---------- Stored data
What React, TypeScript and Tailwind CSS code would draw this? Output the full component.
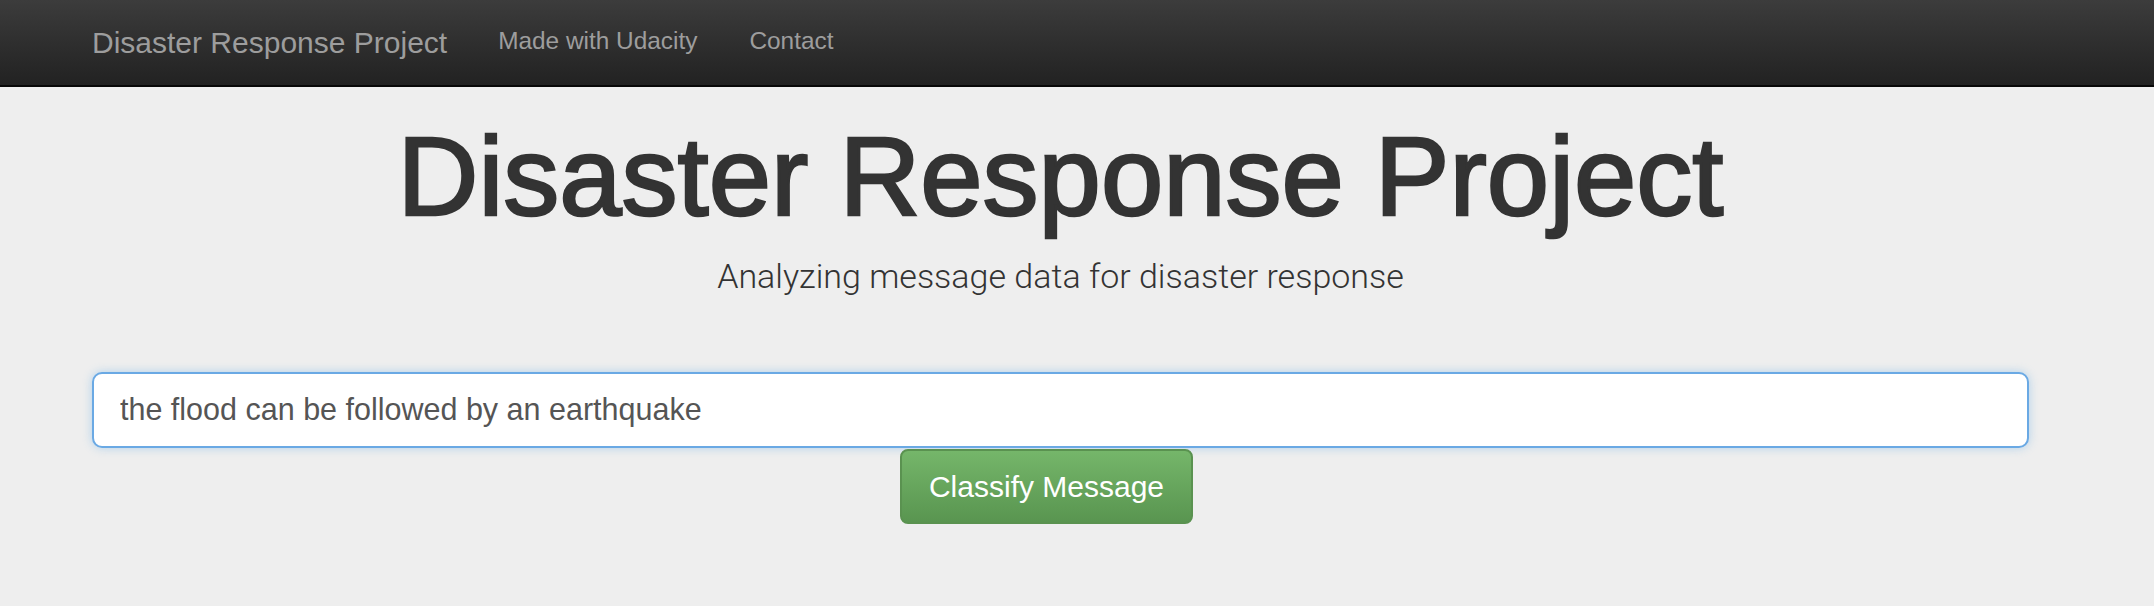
import React from "react";

export default function App() {
  return (
    <div className="min-h-[606px] w-full bg-[#eeeeee]" style={{ fontFamily: '"Liberation Sans", Arial, sans-serif' }}>
      <nav className="h-[87px] border-b-2 border-[#080808] bg-gradient-to-b from-[#3c3c3c] to-[#222222]">
        <div className="flex h-[85px] items-center pl-[92px]">
          <span className="text-[30px] leading-none text-[#9d9d9d]">Disaster Response Project</span>
          <span className="ml-[51px] mt-[-3px] text-[24.4px] leading-none text-[#9d9d9d]">Made with Udacity</span>
          <span className="ml-[52px] mt-[-3px] text-[24.4px] leading-none text-[#9d9d9d]">Contact</span>
        </div>
      </nav>
      <div className="pl-[92px] pr-[125px]">
        <h1 className="mt-[28px] text-center text-[112px] font-normal leading-[1.1] text-[#333333] [-webkit-text-stroke:2.5px_#333333]">
          Disaster Response Project
        </h1>
        <p
          className="mt-[18px] text-center text-[34px] font-light leading-[1.2] text-[#333333]"
          style={{ fontFamily: 'Roboto, "Liberation Sans", sans-serif' }}
        >
          Analyzing message data for disaster response
        </p>
        <div className="mt-[75px]">
          <input
            readOnly
            value="the flood can be followed by an earthquake"
            className="block h-[76px] w-full rounded-[10px] border-2 border-[#6aa9e4] bg-white px-[26px] text-[30.5px] text-[#555555] shadow-[0_0_10px_rgba(102,175,233,0.45)] outline-none"
            style={{ fontFamily: '"Liberation Sans", Arial, sans-serif' }}
          />
        </div>
        <div className="mt-px pl-[808px]">
          <button className="flex h-[75px] w-[293px] items-center justify-center rounded-[8px] border-2 border-[#5a9250] bg-gradient-to-b from-[#75b66a] to-[#599550] text-[30px] text-white">
            Classify Message
          </button>
        </div>
      </div>
    </div>
  );
}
--------------------
▶ **Job**:
Without the pictures, return the listing above from its first line through the line that has "import React from".

▶ **Answer**:
What React, TypeScript and Tailwind CSS code would draw this? Output the full component.
import React from "react";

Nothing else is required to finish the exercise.